Yaakov Levi, the director of the Heart Transplant Unit at Sheba Medical Center has called for organs to be allocated first to those who are willing to donate their own organs and have possessed a donor card for several years. This call was accepted and incorporated into the 2008 law. According to the New York Times, "Organ donation rates in Israel are among the lowest in the developed world, about one-third the rate in Western Europe, in large part because of what Health Ministry officials and doctors describe as a widespread impression that Jewish law prohibits transplants as a 'desecration of the body......'"

== Organ trafficking ==

According to organ trade expert Nancy Scheper-Hughes of Organ Watch (in 2001), Israel had become a "pariah" in the organ transplant world. The lack of donations due to Jewish custom heightened the disparity between the supply and demand of organs. This led to the popularity of "transplant tourism" in which patients in need of organs travel to medical centres abroad to receive organs. Prior to the 2008 law prohibiting it, some Israeli organ brokers advertised on the radio and in newspapers. Kidneys, which are the most traded organ, may fetch up to $150,000 for brokers who usually pay the donors far less. The Jewish weekly newspaper The Forward reported in the wake of this scandal that an Organ Trafficking Prohibition Act of 2009, sponsored by Democratic Senator Arlen Specter of Pennsylvania, has yet to be officially introduced in the U.S., but that its proposed language cites Israel as a model of a country that has enacted a law providing benefits for organ donors.
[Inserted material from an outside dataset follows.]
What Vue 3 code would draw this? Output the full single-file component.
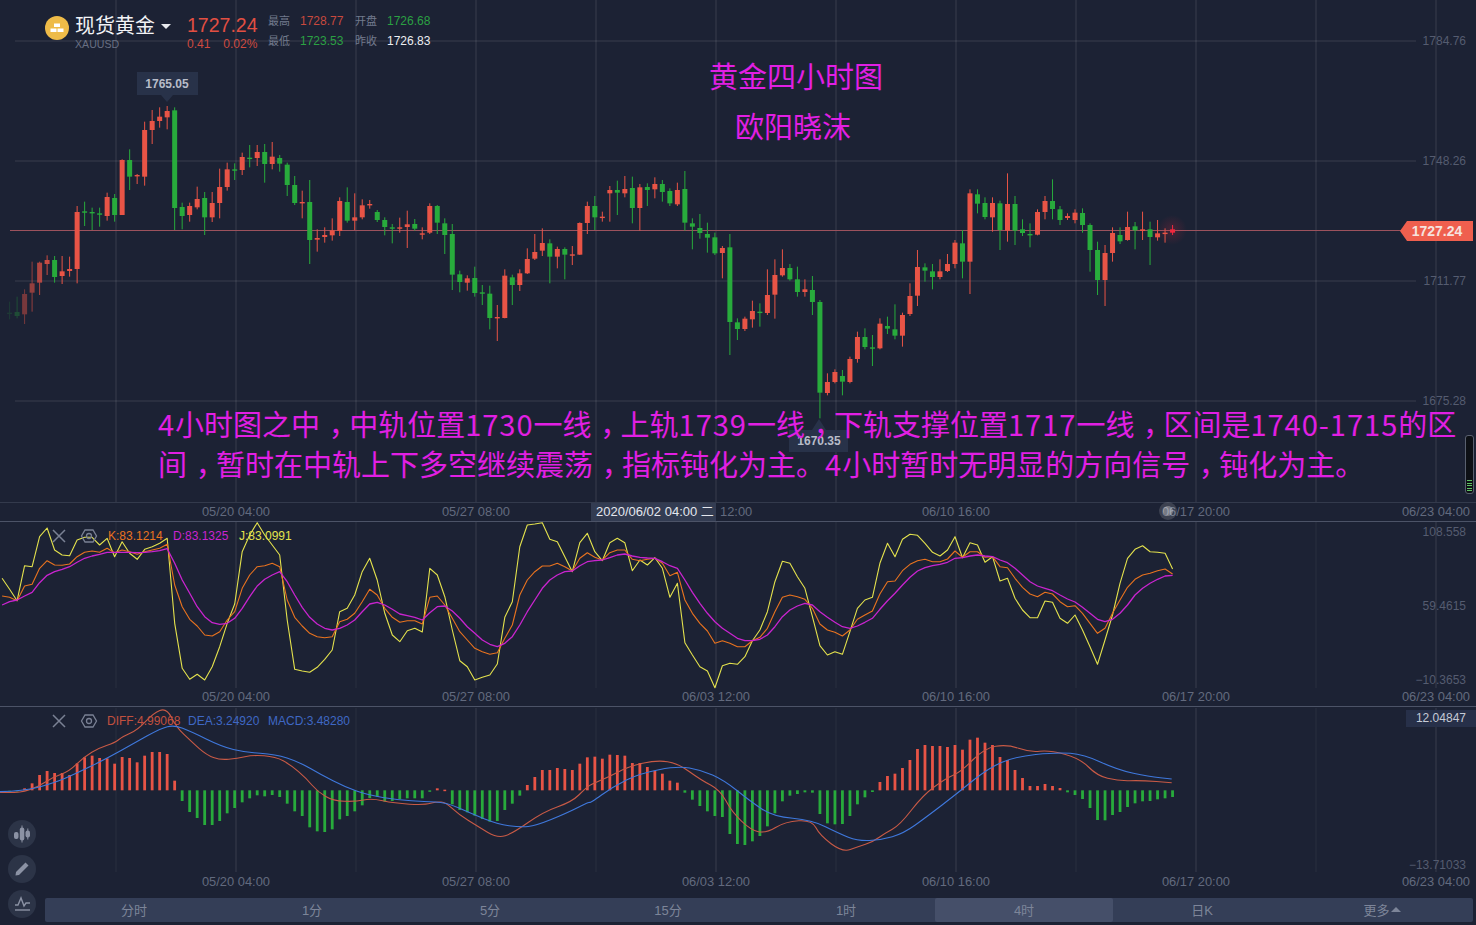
<script setup>
// 现货黄金 4小时K线 + KDJ + MACD
const barX = (i) => 9.6 + 7.503 * i

// top bottom wickTop wickBottom color，按截图测量的像素，y = offset + v / 3
const candleRows = [
  [130, `548 548 515 568 g,546 558 500 565 g,492 553 478 582 r,460 488 395 545 r,398 458 395 495 r,390 402 376 435 r,390 441 378 458 g,424 438 378 462 r,417 423 380 440 r,246 417 228 460 r,244 244 215 288 g,246 246 233 300 g,250 254 233 290 g,201 258 188 272 r,204 255 192 275 g,90 255 88 255 r,90 140 58 180 g,135 135 132 162 r`],
  [0, `390 530 365 557 r,363 390 330 432 r,350 363 322 383 r,333 352 318 388 r,331 624 322 690 g`],
  [130, `231 258 218 298 g,228 255 218 275 r,207 232 170 238 r,204 262 186 315 g,219 262 186 276 r,171 219 116 265 r,118 171 98 182 r,118 118 100 150 g,81 120 68 135 r,83 83 45 112 g,66 84 45 108 r,66 102 42 158 g,80 102 36 118 r,84 101 75 125 g,104 165 98 198 g,165 219 138 225 g,216 216 182 265 r,216 330 150 402 g,324 329 298 365 r,315 321 292 338 r,301 316 265 332 r,213 303 202 318 r,216 272 172 278 g,262 272 190 300 r,226 262 208 268 r,222 222 210 236 r,246 270 240 276 g,270 291 262 316 g,292 296 282 340 g,292 296 263 308 r,283 291 242 354 r,282 296 267 302 g,310 310 292 328 r,228 308 220 312 r,228 278 225 312 g,280 315 265 372 g,312 434 282 480 g,433 456 422 487 g,445 458 436 482 r,444 489 410 500 g,487 487 465 525 g,491 564 467 598 g,561 561 525 633 r,437 564 418 565 r,442 465 434 525 g,430 465 418 483 r,387 430 355 432 r,366 386 312 390 r,339 362 295 378 r,340 380 328 460 g,357 380 350 415 r,357 374 352 448 g,373 373 348 405 r,279 374 277 375 r,228 279 215 312 r`],
  [160, `138 172 108 210 g,170 170 155 185 r,90 100 78 185 r,90 98 62 165 g,87 100 48 112 r,84 144 50 190 g,82 144 72 212 r,81 90 70 138 g,72 88 52 115 r,72 96 60 125 g,93 130 85 138 g,90 133 68 138 r,87 188 33 212 g,190 200 175 268 g,204 219 162 236 g,222 233 188 278 g,232 280 218 285 g,264 279 258 355 r,262 486 222 585 g,487 507 475 540 g,476 507 470 513 r,453 478 422 503 r,455 455 430 500 g,405 459 328 465 r,345 404 298 476 r,324 346 268 350 r,324 358 312 362 g,358 396 320 410 g,388 396 358 410 r,390 426 348 465 g,426 698 420 775 g,666 699 640 706 r,636 666 628 670 r,648 665 630 706 g,597 666 590 670 r,531 597 515 608 r,531 561 505 568 g,562 562 525 618 g,491 565 475 568 r,498 506 470 522 g,508 527 433 538 g,465 527 458 560 r,408 462 370 468 r,321 407 270 438 r,322 332 310 365 g,334 351 312 388 g,334 351 298 358 r,312 333 282 336 r,248 312 240 325 r,250 305 210 355 g,100 305 88 402 r,103 131 88 160 g,129 171 112 178 g,129 172 112 215 r,130 210 122 270 g,132 212 40 245 r,132 212 108 255 g,208 219 178 228 g,222 222 190 262 g,156 224 148 226 r,123 156 108 178 r,123 147 58 178 g,148 180 138 195 g,168 174 160 180 r,158 180 148 190 r,159 195 145 218 g,195 270 190 335 g,270 360 245 405 g,279 360 255 438 r,219 279 202 305 r,225 244 202 252 g,201 240 155 242 r,199 211 186 268 g,208 213 155 240 r,208 231 185 315 g,220 232 180 242 r,218 218 205 248 r,208 218 195 225 b`],
]

const colors = { r: '#e85446', g: '#28ab3c', b: '#f0293f' }
const candles = candleRows
  .flatMap(([oy, text]) =>
    text.split(',').map((row) => {
      const [t, b, wt, wb, c] = row.split(' ')
      return { top: oy + t / 3, bottom: oy + b / 3, wickTop: oy + wt / 3, wickBottom: oy + wb / 3, color: colors[c] }
    }),
  )
  .map((c, i) => ({ ...c, x: barX(i), opacity: Math.min(1, Math.max(0.12, barX(i) / 55)) }))

// KDJ，第一个点在屏幕左边缘之外
const kdjLine = (values) =>
  values.map((v, i) => `${barX(i - 1).toFixed(1)},${(500 + v / 3).toFixed(1)}`).join(' ')

const lineJ = kdjLine([235,268,302,197,200,110,84,150,165,167,120,112,112,135,115,170,125,160,178,148,140,130,115,370,505,538,523,540,500,440,370,312,155,105,68,105,135,165,360,508,513,517,502,478,450,335,325,285,215,175,240,340,405,425,392,385,396,205,225,290,390,482,500,540,532,525,492,352,305,140,75,72,68,118,125,170,215,128,100,155,
  182,128,115,128,212,180,195,173,205,292,250,428,465,500,513,563,497,490,493,470,422,390,335,245,184,190,230,265,350,437,465,455,463,395,325,300,292,190,130,170,118,103,106,130,157,168,150,110,173,128,135,187,170,243,235,295,330,353,353,303,307,355,370,345,390,440,493,420,345,250,175,148,137,155,157,160,207])
const lineK = kdjLine([288,292,302,258,253,205,182,195,196,192,170,157,153,157,145,158,150,155,163,155,150,145,133,255,320,358,378,405,408,395,360,335,265,225,200,197,190,200,300,352,378,400,410,413,410,365,358,340,305,268,285,325,352,367,362,362,372,292,288,315,355,395,420,445,455,463,458,415,375,285,240,215,198,198,190,200,213,175,158,172,
  180,158,150,150,178,182,178,175,190,227,217,300,340,370,393,430,422,430,440,440,422,412,385,335,292,285,290,298,325,372,390,397,408,390,358,345,333,282,245,243,212,193,182,178,185,185,177,153,172,155,155,172,170,200,203,235,262,282,290,277,282,305,320,317,340,370,400,385,340,300,262,238,225,220,212,207,222])
const lineD = kdjLine([315,305,300,288,277,248,226,215,208,200,187,175,168,163,157,157,157,157,158,157,155,152,146,190,240,280,320,350,368,373,370,355,325,290,258,238,225,215,245,285,322,352,372,385,390,385,375,360,335,312,307,315,328,342,347,352,360,338,320,318,333,355,380,400,420,433,440,430,410,375,335,300,265,240,225,215,213,197,185,182,
  180,173,165,162,168,172,174,175,185,197,205,240,277,310,340,365,385,400,415,422,422,418,405,380,350,330,318,310,315,335,352,367,380,385,378,367,355,328,302,280,255,232,213,203,197,193,187,175,173,168,165,168,170,180,188,205,225,245,258,265,272,285,297,306,322,340,358,365,358,340,315,285,265,250,238,228,226])

// MACD 柱，数值是柱子的远端，256 为零轴
const macdValues = [264,262,250,235,210,198,204,204,210,175,157,152,159,160,176,156,159,172,152,141,141,147,227,288,321,339,360,360,348,325,309,292,280,271,274,270,276,296,319,333,367,379,381,373,343,333,319,301,279,275,290,288,282,280,280,280,259,250,254,298,315,322,332,342,350,348,315,296,272,240,216,195,195,189,192,195,176,157,
  155,161,149,150,152,174,174,186,197,206,227,233,263,284,303,319,333,336,387,417,420,409,393,364,325,289,272,267,262,263,327,355,358,357,333,298,277,261,231,213,206,189,165,132,120,123,123,126,120,134,104,98,113,120,156,165,195,219,243,243,237,243,249,262,270,282,309,345,346,330,321,306,295,289,288,283,280,276]
const macdBars = macdValues.map((v, i) => {
  const zero = 705 + 256 / 3
  const y = 705 + v / 3
  return {
    x: barX(i) - 1.4,
    y: Math.min(zero, y),
    h: Math.max(1.5, Math.abs(y - zero)),
    color: v < 256 ? colors.r : colors.g,
    opacity: i < 2 ? 0.4 : 1,
  }
})

// 取中点做二次曲线，线条平滑一点
const smooth = (pts) => {
  let d = `M${pts[0][0]} ${pts[0][1]}`
  for (let i = 1; i < pts.length - 1; i++) {
    const mx = (pts[i][0] + pts[i + 1][0]) / 2
    const my = (pts[i][1] + pts[i + 1][1]) / 2
    d += `Q${pts[i][0].toFixed(1)} ${pts[i][1].toFixed(1)} ${mx.toFixed(1)} ${my.toFixed(1)}`
  }
  const last = pts[pts.length - 1]
  return d + `L${last[0].toFixed(1)} ${last[1].toFixed(1)}`
}
const macdLine = (left, right) =>
  smooth([
    ...left.map(([x, y]) => [x / 2.613, 705 + y / 3]),
    ...right.map(([x, y]) => [590 + x / 2.613, 705 + y / 3]),
  ])

const diffPath = macdLine(
  [[0,262],[50,265],[100,245],[140,215],[180,200],[220,155],[260,128],[300,113],[320,95],[360,75],[400,25],[435,8],[460,65],[500,110],[540,150],[575,165],[620,160],[660,150],[720,155],[760,180],[800,220],[830,260],[870,288],[930,290],[970,280],[1030,295],[1110,300],[1140,290],[1165,292],[1200,330],[1250,365],[1300,400],[1340,385],[1420,320],[1495,290],[1530,250]],
  [[0,240],[50,215],[100,185],[175,165],[230,175],[290,225],[340,255],[370,320],[420,375],[460,385],[510,350],[580,345],[600,390],[660,442],[700,425],[740,410],[770,385],[810,360],[870,270],[930,220],[970,200],[1030,130],[1090,118],[1150,142],[1200,135],[1280,160],[1325,212],[1380,228],[1440,226],[1520,233]],
)
const deaPath = macdLine(
  [[0,260],[60,258],[140,235],[200,205],[280,160],[350,115],[420,70],[455,60],[500,80],[580,125],[640,142],[720,148],[780,170],[840,210],[900,245],[960,270],[1040,285],[1110,290],[1165,292],[1230,325],[1300,357],[1360,367],[1400,362],[1480,325],[1540,290]],
  [[0,295],[60,245],[130,205],[230,183],[290,195],[350,225],[420,290],[480,335],[580,345],[650,385],[700,408],[760,405],[820,385],[880,335],[960,265],[1040,190],[1110,155],[1220,142],[1290,148],[1380,195],[1460,215],[1520,222]],
)

const gridX = [116, 236, 356, 476, 596, 716, 836, 956, 1076, 1196, 1316, 1436]
const gridY = [41, 161, 281, 401]
const axisPrices = [
  { y: 45, text: '1784.76' },
  { y: 165, text: '1748.26' },
  { y: 285, text: '1711.77' },
  { y: 405, text: '1675.28' },
]
const timeRows = [
  { y: 516, labels: [[236, '05/20 04:00'], [476, '05/27 08:00'], [956, '06/10 16:00'], [1196, '06/17 20:00'], [1436, '06/23 04:00']] },
  { y: 701, labels: [[236, '05/20 04:00'], [476, '05/27 08:00'], [716, '06/03 12:00'], [956, '06/10 16:00'], [1196, '06/17 20:00'], [1436, '06/23 04:00']] },
  { y: 886, labels: [[236, '05/20 04:00'], [476, '05/27 08:00'], [716, '06/03 12:00'], [956, '06/10 16:00'], [1196, '06/17 20:00'], [1436, '06/23 04:00']] },
]
const tabs = ['分时', '1分', '5分', '15分', '1时', '4时', '日K', '更多']
const scaleTicks = [478, 481, 484, 487, 490]

// 数字和逗号要单独调整字距
const noteLines = [
  '4小时图之中，中轨位置1730一线，上轨1739一线，下轨支撑位置1717一线，区间是1740-1715的区',
  '间，暂时在中轨上下多空继续震荡，指标钝化为主。4小时暂时无明显的方向信号，钝化为主。',
].map((line) =>
  line.split(/(\d[\d-]*|，)/).filter(Boolean).map((text) => ({
    text,
    kind: text === '，' ? 'comma' : /^\d/.test(text) ? 'num' : '',
  })),
)
</script>

<template>
  <div class="page">
    <svg class="chart" width="1476" height="897" viewBox="0 0 1476 897">
      <defs>
        <radialGradient id="lastGlow">
          <stop offset="0" stop-color="#f0293f" stop-opacity="0.2" />
          <stop offset="1" stop-color="#f0293f" stop-opacity="0" />
        </radialGradient>
      </defs>

      <!-- 网格 -->
      <line v-for="y in gridY" :key="y" class="grid" x1="15" x2="1416" :y1="y" :y2="y" />
      <line v-for="x in gridX" :key="x" class="grid" :x1="x" :x2="x" y1="0" y2="502" />
      <template v-for="(x, i) in gridX" :key="'sub' + x">
        <line :class="i % 2 ? 'grid' : 'grid faint'" :x1="x" :x2="x" y1="522" y2="688" />
        <line :class="i % 2 ? 'grid' : 'grid faint'" :x1="x" :x2="x" y1="708" y2="872" />
      </template>
      <line class="divider faint" x1="0" x2="1476" y1="502.5" y2="502.5" />
      <line class="divider" x1="0" x2="1476" y1="521.5" y2="521.5" />
      <line class="divider" x1="0" x2="1476" y1="706.5" y2="706.5" />

      <!-- K线 -->
      <line class="price-line" x1="10" x2="1402" y1="230.5" y2="230.5" />
      <circle cx="1172" cy="230" r="15" fill="url(#lastGlow)" />
      <g v-for="(c, i) in candles" :key="i" :opacity="c.opacity">
        <line :x1="c.x" :x2="c.x" :y1="c.wickTop" :y2="c.wickBottom" :stroke="c.color" stroke-width="1" />
        <rect :x="c.x - 2.5" :y="c.top" width="5" :height="Math.max(1.4, c.bottom - c.top)" :fill="c.color" />
      </g>

      <!-- 价格标签 -->
      <text v-for="p in axisPrices" :key="p.y" class="axis" x="1466" :y="p.y" text-anchor="end">{{ p.text }}</text>
      <path class="price-tag" d="M1400 231 L1407 221 H1473 V241 H1407 Z" />
      <text class="price-tag-text" x="1437" y="235.500" text-anchor="middle">1727.24</text>

      <path class="tip" d="M137 72 H198 V95 H173 L167 102 L161 95 H137 Z" />
      <text class="tip-text" x="167" y="88" text-anchor="middle">1765.05</text>
      <path class="tip" d="M789 430 H812 L819 419 L826 430 H848 V452 H789 Z" />
      <text class="tip-text" x="819" y="445" text-anchor="middle">1670.35</text>

      <!-- 时间轴 -->
      <template v-for="row in timeRows" :key="row.y">
        <text
          v-for="[x, label] in row.labels"
          :key="x"
          class="axis time"
          :x="x"
          :y="row.y"
          text-anchor="middle"
        >{{ label }}</text>
      </template>
      <rect class="cross-box" x="591" y="503" width="125" height="18" />
      <text class="cross-text" x="596" y="516">2020/06/02 04:00 二</text>
      <text class="axis time" x="720" y="516">12:00</text>
      <circle cx="1168" cy="511" r="9" fill="#ffffff" opacity="0.14" />
      <circle cx="1168" cy="511" r="5" fill="#ffffff" opacity="0.3" />

      <!-- KDJ -->
      <polyline class="line" stroke="#e4e24d" :points="lineJ" />
      <polyline class="line" stroke="#e9731f" :points="lineK" />
      <polyline class="line thick" stroke="#c924cf" :points="lineD" />
      <path class="icon-x" d="M53 530 L65 542 M65 530 L53 542" />
      <path class="icon-gear" d="M85 530 H93 L96.500 536 L93 542 H85 L81.500 536 Z" />
      <circle class="icon-gear" cx="89" cy="536" r="2.500" />
      <text class="legend" x="108" y="540" fill="#e9731f">K:83.1214</text>
      <text class="legend" x="173" y="540" fill="#c924cf">D:83.1325</text>
      <text class="legend" x="239" y="540" fill="#e4e24d">J:83.0991</text>
      <text class="axis" x="1466" y="536" text-anchor="end">108.558</text>
      <text class="axis" x="1466" y="610" text-anchor="end">59.4615</text>
      <text class="axis" x="1466" y="684" text-anchor="end">−10.3653</text>

      <!-- MACD -->
      <rect
        v-for="(b, i) in macdBars"
        :key="i"
        :x="b.x"
        :y="b.y"
        width="2.800"
        :height="b.h"
        :fill="b.color"
        :opacity="b.opacity"
      />
      <path class="line" stroke="#c85a46" :d="diffPath" />
      <path class="line" stroke="#3f78dc" :d="deaPath" />
      <path class="icon-x" d="M53 715 L65 727 M65 715 L53 727" />
      <path class="icon-gear" d="M85 715 H93 L96.500 721 L93 727 H85 L81.500 721 Z" />
      <circle class="icon-gear" cx="89" cy="721" r="2.500" />
      <text class="legend" x="107" y="725" fill="#c2503f">DIFF:4.99068</text>
      <text class="legend" x="188" y="725" fill="#3f68c4">DEA:3.24920</text>
      <text class="legend" x="268" y="725" fill="#3f68c4">MACD:3.48280</text>
      <rect class="value-box" x="1406" y="710" width="70" height="17" />
      <text class="value-text" x="1466" y="722" text-anchor="end">12.04847</text>
      <text class="axis" x="1466" y="869" text-anchor="end">−13.71033</text>
    </svg>

    <!-- 行情头部 -->
    <div class="quote">
      <svg class="coin" width="24" height="24" viewBox="0 0 24 24">
        <circle cx="12" cy="12" r="12" fill="#eebb48" />
        <rect x="9" y="7.500" width="6" height="3.500" fill="#fff" />
        <rect x="5.500" y="12.500" width="6" height="3.500" fill="#fff" />
        <rect x="12.500" y="12.500" width="6" height="3.500" fill="#fff" />
      </svg>
      <div class="name">
        <div class="name-main">现货黄金<span class="caret"></span></div>
        <div class="name-code">XAUUSD</div>
      </div>
      <div class="last">
        <div class="last-price">1727.24</div>
        <div class="last-change"><span>0.41</span><span>0.02%</span></div>
      </div>
      <div class="stats">
        <span class="stat-label">最高</span><span class="up">1728.77</span>
        <span class="stat-label">开盘</span><span class="down">1726.68</span>
        <span class="stat-label">最低</span><span class="down">1723.53</span>
        <span class="stat-label">昨收</span><span class="plain">1726.83</span>
      </div>
    </div>

    <!-- 叠加的文字 -->
    <div class="note note-title">黄金四小时图</div>
    <div class="note note-author">欧阳晓沫</div>
    <div class="note note-body">
      <div v-for="(parts, n) in noteLines" :key="n" class="note-line">
        <span v-for="(p, i) in parts" :key="i" :class="p.kind">{{ p.text }}</span>
      </div>
    </div>

    <!-- 左侧工具 -->
    <div class="tools">
      <button class="tool">
        <svg width="20" height="20" viewBox="0 0 20 20" fill="#8b92a4">
          <rect x="2" y="8" width="4.500" height="7" rx="2" />
          <rect x="7.800" y="3.500" width="4.500" height="13" rx="2" />
          <rect x="13.500" y="6.500" width="4.500" height="7" rx="2" />
          <rect x="9.500" y="1.500" width="1" height="17" />
          <rect x="15.300" y="4.500" width="1" height="11" />
        </svg>
      </button>
      <button class="tool">
        <svg width="20" height="20" viewBox="0 0 20 20" fill="#8b92a4">
          <path d="M13.500 3.500 L16.500 6.500 L7 16 L3.500 16.500 L4 13 Z" />
        </svg>
      </button>
      <button class="tool">
        <svg width="20" height="20" viewBox="0 0 20 20" fill="none" stroke="#8b92a4" stroke-width="1.400">
          <path d="M3 11 H6 L9 4 L12 12 L14 9 H18" />
          <path d="M3 16 H18" />
        </svg>
      </button>
    </div>

    <!-- 缩放条 -->
    <div class="scale">
      <i v-for="y in scaleTicks" :key="y"></i>
    </div>

    <!-- 周期 -->
    <div class="tabs">
      <div v-for="t in tabs" :key="t" class="tab" :class="{ active: t === '4时' }">
        {{ t }}<span v-if="t === '更多'" class="more"></span>
      </div>
    </div>
  </div>
</template>

<style scoped>
.page {
  position: relative;
  display: flex;
  flex-direction: column;
  width: 1476px;
  height: 925px;
  overflow: hidden;
  background: #1c2234;
  font-family: "Liberation Sans", "Noto Sans CJK SC", sans-serif;
}

.chart {
  display: block;
  flex: none;
}

.grid {
  stroke: rgba(255, 255, 255, 0.13);
  stroke-width: 1;
}

.grid.faint {
  stroke: rgba(255, 255, 255, 0.06);
}

.divider {
  stroke: #4c5367;
  stroke-width: 1;
}

.divider.faint {
  stroke: #333a4c;
}

.price-line {
  stroke: #9c525d;
  stroke-width: 1;
}

.line {
  fill: none;
  stroke-width: 1.1;
  stroke-linejoin: round;
}

.line.thick {
  stroke-width: 1.300;
}

.axis {
  fill: #555c70;
  font-size: 12px;
}

.axis.time {
  fill: #626a7e;
  font-size: 12.900px;
}

.legend {
  font-size: 12px;
}

.price-tag {
  fill: #ef5f4e;
}

.price-tag-text {
  fill: #f6e3df;
  font-size: 14px;
  font-weight: 700;
}

.tip {
  fill: #283249;
}

.tip-text {
  fill: #b8bdc9;
  font-size: 12px;
  font-weight: 700;
}

.cross-box {
  fill: #333c52;
}

.cross-text {
  fill: #e4e7ee;
  font-size: 13px;
}

.icon-x,
.icon-gear {
  fill: none;
  stroke: #7a8194;
  stroke-width: 1.500;
}

.icon-gear {
  stroke-width: 1.300;
}

.value-box {
  fill: #273049;
}

.value-text {
  fill: #c5cad6;
  font-size: 12px;
}

/* 行情头部 */
.quote {
  position: absolute;
  top: 14px;
  left: 45px;
  display: flex;
  align-items: flex-start;
}

.coin {
  flex: none;
  margin-top: 2px;
}

.name {
  margin-left: 6px;
  width: 112px;
}

.name-main {
  display: flex;
  align-items: center;
  color: #f2f3f6;
  font-size: 20px;
  line-height: 24px;
}

.caret {
  margin-left: 6px;
  border: 5px solid transparent;
  border-top-color: #e8eaee;
  border-bottom-width: 0;
}

.name-code {
  color: #686f83;
  font-size: 10.600px;
  line-height: 12px;
}

.last {
  width: 81px;
}

.last-price {
  color: #e24f42;
  font-size: 19.500px;
  line-height: 22px;
}

.last-change {
  display: flex;
  gap: 13px;
  margin-top: 1px;
  color: #cf4a3f;
  font-size: 12px;
  line-height: 14px;
}

.stats {
  display: grid;
  grid-template-columns: 32px 55px 32px auto;
  row-gap: 6px;
  font-size: 12px;
  line-height: 14px;
}

.stat-label {
  color: #727a8d;
  font-size: 11px;
}

.up {
  color: #c8493e;
}

.down {
  color: #2ba043;
}

.plain {
  color: #eceef2;
}

/* 叠加文字 */
.note {
  position: absolute;
  color: #e11fe3;
  font-size: 29px;
  line-height: 40px;
  font-family: "Noto Sans CJK SC", sans-serif;
}

.note-title {
  top: 55px;
  left: 709px;
}

.note-author {
  top: 105px;
  left: 735px;
}

.note-body {
  top: 403px;
  left: 158px;
}

.note-line {
  white-space: nowrap;
}

.note-line span {
  display: inline-block;
  line-height: 32px;
}

.note-line .num {
  letter-spacing: 1px;
}

/* 逗号在格子里居中 */
.note-line .comma {
  padding-left: 0.3em;
  letter-spacing: -0.3em;
}

/* 左侧工具 */
.tools {
  position: absolute;
  left: 8px;
  top: 820px;
  display: flex;
  flex-direction: column;
  gap: 7px;
}

.tool {
  display: flex;
  align-items: center;
  justify-content: center;
  width: 28px;
  height: 28px;
  padding: 0;
  border: 0;
  border-radius: 50%;
  background: #2c3447;
}

/* 缩放条 */
.scale {
  position: absolute;
  top: 435px;
  left: 1465px;
  display: flex;
  flex-direction: column;
  justify-content: flex-end;
  gap: 1.500px;
  box-sizing: border-box;
  width: 9px;
  height: 59px;
  padding: 2px 1px;
  border: 1px solid #59606f;
  border-radius: 3px;
  background: #0d1015;
}

.scale i {
  display: block;
  height: 1px;
  background: #5fc263;
}

/* 周期 */
.tabs {
  display: flex;
  height: 24px;
  margin: 1px 3px 0 45px;
  border-radius: 2px;
  background: #343e57;
}

.tab {
  display: flex;
  flex: 0 0 178px;
  align-items: center;
  justify-content: center;
  box-sizing: border-box;
  padding-bottom: 2px;
  color: #7d8599;
  font-size: 13px;
}

.tab:last-child {
  flex: 1;
}

.tab.active {
  border-radius: 2px;
  background: #454f69;
}

.more {
  margin-left: 1px;
  border: 5px solid transparent;
  border-bottom-color: #7d8599;
  border-top-width: 0;
}
</style>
The lack of regulations against organ trafficking prior to 2008 made Israel a focal point for the international organ trade. Health insurance would reimburse Israelis for organ transplants done abroad, but this has been banned in the new law.

As a result of all the abuses of the illegal market in human organs, there is a growing movement of activists in Israel and in America to legalize a Government-regulated program to offer financial incentives to people for living kidney donations and to families for deceased donations from brain-stem dead donors. This movement is headed, among other organizations, by the Alliance for Organ Donor Incentives.

== The Aftonbladet reveal ==

In August 2009 the Swedish tabloid Aftonbladet published an article revealing that in 1992 the Israeli Defense Force took organs from Palestinians who died in Israeli custody. The allegations were denied by Israel, and the article caused a diplomatic row between Israel and Sweden. However the author of the article, Donald Boström, spoke to Israel Radio on 19 August 2009 and said he was worried by the allegations he reported: "It concerns me, to the extent that I want it to be investigated, that's true. But whether it's true or not — I have no idea, I have no clue."

In December an interview was broadcast on Israeli television during which Israel's chief pathologist, Dr. Yehuda Hiss, discussed the harvesting of organs in the 1990s at the Abu Kabir Forensic Institute. The interview was followed by a confirmation from Israeli officials that organs were taken in the 1990s without the permission of families of the deceased. Officials denied that the practice continued, and noted that both Israeli and Palestinian organs were taken without permission. "We started to harvest corneas for various hospitals in Israel," Hiss said in an interview on Israel's Channel 2 network. "Whatever was done was highly informal. No permission was asked from the families," he said.